Mixed infections are frequently observed in patients who have advanced HIV/AIDS [1, 17]. Regrettably, our study revealed that only two patients had different pathogens detected in their blood samples, and these pathogens were found in separate culture bottles. We hypothesized the presence of competition among different pathogens in the culture medium, with the identified pathogen exhibiting inhibitory effects on the growth of other pathogens [24]. Another possible reason is that pathogens with relatively slow growth rates may have the potential to go unnoticed.
There are some limitations to our study. First, this is a single-center retrospective analysis. Second, this study utilized blood culture results and clinical diagnosis as the criteria for judgment; clinical diagnosis is mainly based on clinical symptoms and other laboratory results, such as 1,3-beta-d-glucan test, galactomannan test, interferon gamma release assay, and sputum culture, but some patients may have misdiagnosis due to lack of etiological evidence.
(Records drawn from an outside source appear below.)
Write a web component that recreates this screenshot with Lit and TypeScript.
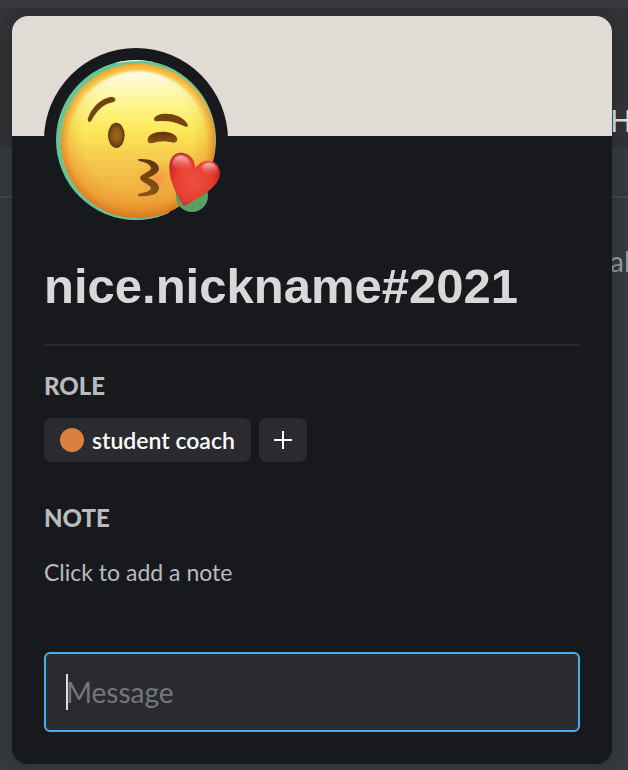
import { LitElement, html, css, svg } from "lit";
import { customElement, property } from "lit/decorators.js";

@customElement("kiss-avatar")
class KissAvatar extends LitElement {
  static styles = css`
    :host { display: block; width: 184px; height: 184px; }
    .picture { display: block; width: 100%; height: 100%; overflow: visible; }
  `;

  render() {
    return html`<svg class="picture" viewBox="12 24 552 552" role="img" aria-label="Avatar, online">
      ${svg`
      <defs>
        <linearGradient id="face" x1="0" y1="0" x2="0" y2="1">
          <stop offset="0" stop-color="#fbdb4c"/>
          <stop offset=".2" stop-color="#fdf270"/>
          <stop offset=".42" stop-color="#fbe755"/>
          <stop offset=".66" stop-color="#f5c44a"/>
          <stop offset=".88" stop-color="#efaa3c"/>
          <stop offset="1" stop-color="#dd8c2c"/>
        </linearGradient>
        <radialGradient id="rim" cx=".5" cy=".48" r=".52">
          <stop offset=".68" stop-color="#e88a25" stop-opacity="0"/>
          <stop offset=".86" stop-color="#e98d28" stop-opacity=".34"/>
          <stop offset="1" stop-color="#d97520" stop-opacity=".95"/>
        </radialGradient>
        <linearGradient id="top" x1="0" y1="0" x2="0" y2="1">
          <stop offset="0" stop-color="#fffdf0"/>
          <stop offset=".14" stop-color="#fffbc8" stop-opacity=".8"/>
          <stop offset=".5" stop-color="#fdf15c" stop-opacity=".15"/>
          <stop offset=".6" stop-color="#fdf15c" stop-opacity="0"/>
        </linearGradient>
        <radialGradient id="eye"><stop offset="0" stop-color="#a06818"/><stop offset=".55" stop-color="#8b5616"/><stop offset="1" stop-color="#61330c"/></radialGradient>
        <radialGradient id="blush"><stop offset="0" stop-color="#f77942" stop-opacity=".55"/><stop offset="1" stop-color="#f58b42" stop-opacity="0"/></radialGradient>
        <linearGradient id="brown" x1="0" y1="0" x2="0" y2="1"><stop offset="0" stop-color="#623309"/><stop offset="1" stop-color="#8c5518"/></linearGradient>
        <radialGradient id="heart" cx=".47" cy=".55" r=".6"><stop offset="0" stop-color="#ee5140"/><stop offset=".6" stop-color="#e63d30"/><stop offset="1" stop-color="#bd1c1b"/></radialGradient>
        <linearGradient id="shine" x1="0" y1="0" x2="0" y2="1"><stop offset="0" stop-color="#ffdcd9" stop-opacity=".95"/><stop offset="1" stop-color="#f2605a" stop-opacity="0"/></linearGradient>
        <filter id="soft" x="-30%" y="-30%" width="160%" height="160%"><feGaussianBlur stdDeviation="3"/></filter>
        <clipPath id="disc"><circle cx="288" cy="300" r="240"/></clipPath>
      </defs>
      <circle cx="288" cy="300" r="276" fill="#18191c"/>
      <circle cx="288" cy="300" r="240" fill="#66c596"/>
      <path clip-path="url(#disc)" d="M225 58H352V66Q290 58 225 69Z" fill="#fff"/>
      <circle cx="456" cy="468" r="84" fill="#18191c"/>
      <circle cx="294" cy="303" r="232" fill="url(#face)"/>
      <circle cx="294" cy="303" r="232" fill="url(#rim)"/>
      <ellipse cx="294" cy="294" rx="204" ry="200" fill="url(#top)" filter="url(#soft)"/>
      <ellipse cx="352" cy="416" rx="60" ry="55" fill="url(#blush)"/>
      <g fill="none" stroke="#fff34d" stroke-opacity=".4" stroke-width="18" stroke-linecap="round" filter="url(#soft)">
        <path d="M149 240Q170 193 220 180M347 238Q392 218 438 256"/>
      </g>
      <path d="M143 240C149 212 179 174 214 171Q227 171 226 181Q224 187 213 188C189 192 166 217 154 243Q145 250 143 240Z" fill="#754310"/>
      <path d="M342 238C346 214 421 214 443 253Q446 264 433 259C406 245 379 240 351 244Q342 245 342 238Z" fill="#754310"/>
      <ellipse cx="229" cy="286" rx="25" ry="38" fill="url(#eye)"/>
      <path d="M323 300C323 267 410 268 412 298C411 310 400 309 390 306Q367 300 341 308C329 312 323 309 323 300Z" fill="url(#brown)"/>
      <path d="M296 357C324 355 356 363 357 386C356 401 335 408 324 414C341 420 357 430 357 446C354 467 318 469 297 469Q291 466 297 461C314 459 333 453 333 445C333 434 300 425 300 414C301 403 333 395 333 385C332 373 315 366 297 363Q292 359 296 357Z" fill="url(#brown)"/>
      <circle cx="456" cy="468" r="48" fill="#57a262"/>
      <path d="M432 498C412 468 389 426 388 386C386 348 412 331 437 341C458 349 464 364 466 383C480 366 500 356 521 366C543 378 546 409 529 430C510 455 466 482 432 498Z" fill="url(#heart)"/>
      <path d="M396 375C397 335 449 336 454 380C437 399 412 399 396 375Z" fill="url(#shine)" filter="url(#soft)"/>
      <path d="M484 380C502 354 538 369 532 404C516 412 495 406 484 380Z" fill="url(#shine)" filter="url(#soft)"/>
      `}
    </svg>`;
  }
}

@customElement("role-chip")
class RoleChip extends LitElement {
  @property() color = "#d9823f";

  static styles = css`
    :host { display: flex; align-items: center; gap: 8px; height: 44px; padding: 0 16px; box-sizing: border-box; border-radius: 8px; background: #2a2b2e; color: #fff; font-size: 23px; line-height: 24px; font-weight: 600; white-space: nowrap; }
    .dot { width: 24px; height: 24px; border-radius: 50%; }
  `;

  render() {
    return html`<span class="dot" style="background:${this.color}"></span><slot></slot>`;
  }
}

@customElement("app-root")
class AppRoot extends LitElement {
  static styles = css`
    :host { display: grid; min-height: 100vh; overflow: hidden; background: #36393e; font-family: Lato, "Open Sans", sans-serif; }
    * { box-sizing: border-box; }
    .chat, .card { grid-area: 1 / 1; min-width: 0; }
    .chat { padding-top: 8px; overflow: hidden; }
    .message { height: 140px; padding-top: 90px; background: #323237; color: #dcddde; }
    .divider { height: 50px; border-bottom: 2px solid #45474d; }
    .reply { padding-top: 40px; color: #96989d; }
    .peek { display: block; width: 18px; margin-left: auto; line-height: 46px; font-size: 28px; white-space: nowrap; }
    .message .peek { font-family: "Noto Sans", sans-serif; font-size: 30px; }
    .card { position: relative; align-self: start; margin: 16px 16px 6px 12px; border-radius: 16px; background: #18191c; box-shadow: 0 0 16px rgba(0, 0, 0, .2); overflow: hidden; }
    .banner { height: 120px; background: #e0dbd5; }
    .body { padding: 0 32px 32px; }
    .avatar { margin-top: -88px; }
    .name { margin: 24px 0 28px; font: bold 49px/60px "Liberation Sans", sans-serif; color: #d8d8d8; white-space: nowrap; }
    .rule { height: 2px; margin: 0; border: 0; background: #292a2d; }
    .heading { margin: 28px 0 20px; font-size: 24px; line-height: 24px; font-weight: 900; color: #b9bbbe; }
    .roles { display: flex; gap: 8px; margin-bottom: 44px; }
    .add { display: grid; place-items: center; width: 48px; height: 44px; padding: 0; border: 0; border-radius: 8px; background: #2a2b2e; }
    .plus { display: block; width: 20px; height: 20px; }
    .note { display: block; margin: 26px 0 64px; padding: 0; border: 0; background: none; font: inherit; font-size: 23px; line-height: 32px; color: #b9bbbe; }
    .field { position: relative; display: block; }
    .input { display: block; width: 100%; height: 80px; padding: 0 20px; border: 2px solid #47acf0; border-radius: 6px; outline: none; background: #2a2b2e; color: #dcddde; font: inherit; font-size: 28px; }
    .input::placeholder { color: #74767d; opacity: 1; }
    .caret { position: absolute; left: 22px; top: 22px; width: 2px; height: 36px; background: #dcddde; }
    .input:focus + .caret { display: none; }
  `;

  render() {
    return html`
      <div class="chat">
        <div class="message"><span class="peek">H</span></div>
        <div class="divider"></div>
        <div class="reply"><span class="peek">al</span></div>
      </div>
      <section class="card">
        <div class="banner"></div>
        <div class="body">
          <kiss-avatar class="avatar"></kiss-avatar>
          <h1 class="name">nice.nickname#2021</h1>
          <hr class="rule">
          <h2 class="heading">ROLE</h2>
          <div class="roles">
            <role-chip>student coach</role-chip>
            <button class="add" aria-label="Add role">
              <svg class="plus" viewBox="0 0 20 20"><path d="M10 1V19M1 10H19" stroke="#fff" stroke-width="2"/></svg>
            </button>
          </div>
          <h2 class="heading">NOTE</h2>
          <button class="note">Click to add a note</button>
          <div class="field">
            <input class="input" type="text" placeholder="Message" aria-label="Message">
            <span class="caret"></span>
          </div>
        </div>
      </section>
    `;
  }
}
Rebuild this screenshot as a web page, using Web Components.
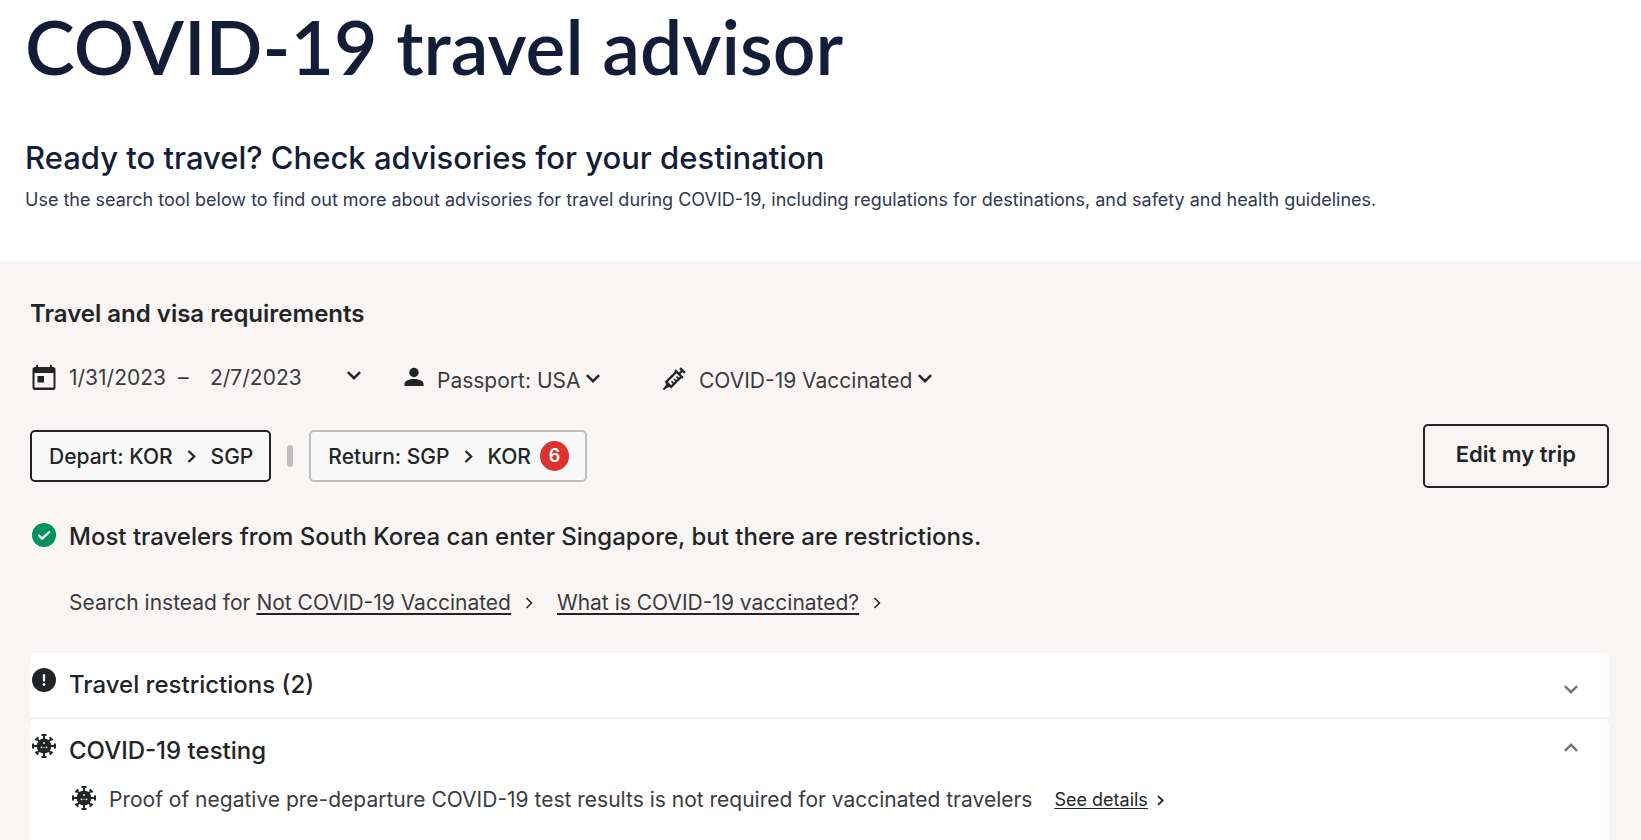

Third, mixed infections are very common in advanced HIV/AIDS patients, blood cultures often cannot report multiple pathogens simultaneously, and higher bacterial loads are often easily detected, potentially introducing detection bias. In addition, the guideline does not require the number of fungal culture bottles, and this study only used one fungal culture bottle, which may lead to false negatives. Furthermore, this study did not analyze the influence of culture-based anti-infective therapy on patient outcomes, thereby providing additional evidence for the benefits of culture bottles. In future clinical practice, increased attention should be given to BSIs in patients with HIV. Furthermore, it is imperative to include individuals from the non-HIV population to more comprehensively assess the diagnostic efficacy of these two culture bottles in the context of BSIs. It is also necessary to conduct multicenter prospective studies.